Monday, July 9, 2007

art museum revisited

Philadelphia Museum of Art presents Ike Taiga. This presentation marks the first time exhibition in the US that has focused on the eighteenth-century Japanese master of ink painting.


Widely regarded as a world-class art institution, the Philadelphia Museum of Art includes not only its iconic Main Building, but also the Rodin Museum (also on the Benjamin Franklin Parkway) and several other historic sites. The recently acquired Perelman Building (across the street from the Main Building) is projected to open in 2007 and will house for public display a few of the Museum's more popular collections.

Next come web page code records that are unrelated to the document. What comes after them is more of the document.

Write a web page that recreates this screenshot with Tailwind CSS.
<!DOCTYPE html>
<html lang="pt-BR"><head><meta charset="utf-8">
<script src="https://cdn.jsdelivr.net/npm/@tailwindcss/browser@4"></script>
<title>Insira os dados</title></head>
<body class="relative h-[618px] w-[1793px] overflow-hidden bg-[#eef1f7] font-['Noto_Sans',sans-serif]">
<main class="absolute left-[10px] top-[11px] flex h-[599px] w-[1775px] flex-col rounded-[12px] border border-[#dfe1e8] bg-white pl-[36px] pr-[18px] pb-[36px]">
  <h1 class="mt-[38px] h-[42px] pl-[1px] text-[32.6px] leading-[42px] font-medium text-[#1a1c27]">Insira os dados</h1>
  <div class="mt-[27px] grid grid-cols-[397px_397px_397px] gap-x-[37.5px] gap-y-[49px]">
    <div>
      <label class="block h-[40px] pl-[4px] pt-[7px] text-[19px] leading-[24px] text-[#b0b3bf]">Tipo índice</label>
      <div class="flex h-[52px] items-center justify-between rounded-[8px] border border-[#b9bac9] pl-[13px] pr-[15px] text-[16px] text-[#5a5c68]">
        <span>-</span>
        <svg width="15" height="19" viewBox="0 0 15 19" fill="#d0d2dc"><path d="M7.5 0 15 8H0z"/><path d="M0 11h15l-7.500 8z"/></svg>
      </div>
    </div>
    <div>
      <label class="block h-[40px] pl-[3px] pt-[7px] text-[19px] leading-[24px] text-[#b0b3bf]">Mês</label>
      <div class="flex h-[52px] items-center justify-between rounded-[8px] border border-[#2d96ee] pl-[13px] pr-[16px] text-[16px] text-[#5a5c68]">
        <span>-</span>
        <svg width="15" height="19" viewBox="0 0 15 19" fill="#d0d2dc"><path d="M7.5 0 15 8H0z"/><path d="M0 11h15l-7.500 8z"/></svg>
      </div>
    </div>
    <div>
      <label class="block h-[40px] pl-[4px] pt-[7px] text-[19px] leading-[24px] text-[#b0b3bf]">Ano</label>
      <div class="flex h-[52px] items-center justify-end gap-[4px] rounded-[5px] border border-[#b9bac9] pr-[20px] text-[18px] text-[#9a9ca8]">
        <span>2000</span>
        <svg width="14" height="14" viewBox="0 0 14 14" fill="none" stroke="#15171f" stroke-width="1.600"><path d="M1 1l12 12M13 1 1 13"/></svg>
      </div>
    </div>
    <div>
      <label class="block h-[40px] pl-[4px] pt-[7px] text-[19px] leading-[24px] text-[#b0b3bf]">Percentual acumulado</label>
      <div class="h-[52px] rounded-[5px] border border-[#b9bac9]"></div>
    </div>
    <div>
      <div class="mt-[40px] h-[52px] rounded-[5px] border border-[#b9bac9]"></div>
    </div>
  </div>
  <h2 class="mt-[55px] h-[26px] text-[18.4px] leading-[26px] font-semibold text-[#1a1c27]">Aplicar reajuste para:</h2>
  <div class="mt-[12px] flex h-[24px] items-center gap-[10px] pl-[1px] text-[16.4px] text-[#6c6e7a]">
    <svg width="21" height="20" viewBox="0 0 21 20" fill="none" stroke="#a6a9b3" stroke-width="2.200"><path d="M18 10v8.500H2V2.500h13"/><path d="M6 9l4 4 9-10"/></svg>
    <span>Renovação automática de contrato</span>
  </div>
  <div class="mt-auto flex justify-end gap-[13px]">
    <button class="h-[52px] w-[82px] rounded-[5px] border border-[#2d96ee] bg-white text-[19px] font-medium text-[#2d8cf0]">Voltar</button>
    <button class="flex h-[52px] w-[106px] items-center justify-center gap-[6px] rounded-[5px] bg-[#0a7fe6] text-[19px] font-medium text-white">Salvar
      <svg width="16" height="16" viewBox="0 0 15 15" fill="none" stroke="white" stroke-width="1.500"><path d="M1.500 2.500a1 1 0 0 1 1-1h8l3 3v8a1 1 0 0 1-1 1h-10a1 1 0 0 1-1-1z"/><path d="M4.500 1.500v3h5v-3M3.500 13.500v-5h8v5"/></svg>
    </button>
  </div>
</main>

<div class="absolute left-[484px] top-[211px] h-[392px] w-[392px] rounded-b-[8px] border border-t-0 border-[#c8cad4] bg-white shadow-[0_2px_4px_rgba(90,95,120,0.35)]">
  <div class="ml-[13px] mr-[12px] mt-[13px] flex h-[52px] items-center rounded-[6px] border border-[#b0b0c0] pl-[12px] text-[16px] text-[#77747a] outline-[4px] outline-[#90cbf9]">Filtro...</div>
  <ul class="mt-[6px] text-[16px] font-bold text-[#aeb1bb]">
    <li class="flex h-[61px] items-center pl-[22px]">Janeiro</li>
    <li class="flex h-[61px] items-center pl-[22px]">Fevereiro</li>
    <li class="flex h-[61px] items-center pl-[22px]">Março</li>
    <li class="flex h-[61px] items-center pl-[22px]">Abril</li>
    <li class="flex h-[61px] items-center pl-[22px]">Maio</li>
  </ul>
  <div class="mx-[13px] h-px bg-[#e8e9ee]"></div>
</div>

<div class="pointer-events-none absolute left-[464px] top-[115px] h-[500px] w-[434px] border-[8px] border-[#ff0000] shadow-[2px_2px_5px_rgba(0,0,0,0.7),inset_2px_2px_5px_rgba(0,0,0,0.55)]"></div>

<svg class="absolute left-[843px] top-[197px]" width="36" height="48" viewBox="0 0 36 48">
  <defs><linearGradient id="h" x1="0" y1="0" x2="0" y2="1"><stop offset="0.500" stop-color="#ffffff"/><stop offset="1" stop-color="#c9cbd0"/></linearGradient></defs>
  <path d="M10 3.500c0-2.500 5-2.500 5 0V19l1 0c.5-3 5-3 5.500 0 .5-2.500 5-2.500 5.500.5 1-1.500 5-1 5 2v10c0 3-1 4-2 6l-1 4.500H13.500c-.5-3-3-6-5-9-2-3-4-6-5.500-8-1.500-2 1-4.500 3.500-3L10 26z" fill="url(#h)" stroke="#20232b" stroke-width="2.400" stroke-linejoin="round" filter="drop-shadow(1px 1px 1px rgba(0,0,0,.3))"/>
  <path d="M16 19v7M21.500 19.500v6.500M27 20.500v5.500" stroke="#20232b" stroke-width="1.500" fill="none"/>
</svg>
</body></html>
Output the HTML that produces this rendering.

Last Sunday we went to art museum in Philadelphia, This is my very first time to go inside that Museum! It's really funny thou... Cause I have lived in this area for almost 10 years and I would do my usual walks in the city before, but just last Sunday is really my first time to go inside.

Alot of interesting things inside the Museum. It has 3 floors of just anything and everything. From Asian, European, Mid-Eastern to Pop Art they got it!


The highlights of the Asian collections include paintings and sculpture from China, Japan, and India; furniture and decorative arts, including major collections of Chinese, Japanese, and Korean ceramics; a large and distinguished group of Persian and Turkish carpets; and rare and authentic architectural assemblages such as a Japanese teahouse, a Chinese palace hall, and a sixteenth-century Indian temple hall. (How come there is no Filipino collections here? How biased can they get! LOL.)

The European collections, dating from the Medieval era to the present, encompass Italian and Flemish early Renaissance masterworks; strong representations of later European paintings, including French Impressionism and Post-Impressionism; sculpture, with a special concentration in the works of Auguste Rodin; decorative arts; tapestries; furniture; the second largest collection of arms and armor in the United States; and period rooms and architectural settings ranging from the facade of a Medieval church in Burgundy to a superbly decorated English drawing room by Robert Adam.



This Japanese tea house is very cool! [Way cool! I hope I can have this too, in my lovely new gay friendly neighborhood!] Maloloka siguro ang mga kapit-bahay ko pag nagkataon! He he heeh.


The literati culture also acknowledged and encouraged individuality, and even eccentricity, in artists. The free and open atmosphere of eighteenth-century Japan set the stage for a period of creative experimentation and the flourishing of literature and art by a remarkable group of talented men and women. Two of them, Ike Taiga (1723–1776) and Tokuyama Gyokuran (1727–1784) are the subjects of a separate special exhibition, Ike Taiga and Tokuyama Gyokuran: Japanese Masters of the Brush



Location American Art Gallery 119, first floor.

When I think of Pop Art, the only person that pops in my mind is Andy Warhol! He has been the subject of numerous retrospective exhibitions, books and documentary films since his death in 1987. He is generally acknowledged as one of the most influential artists of the twentieth century.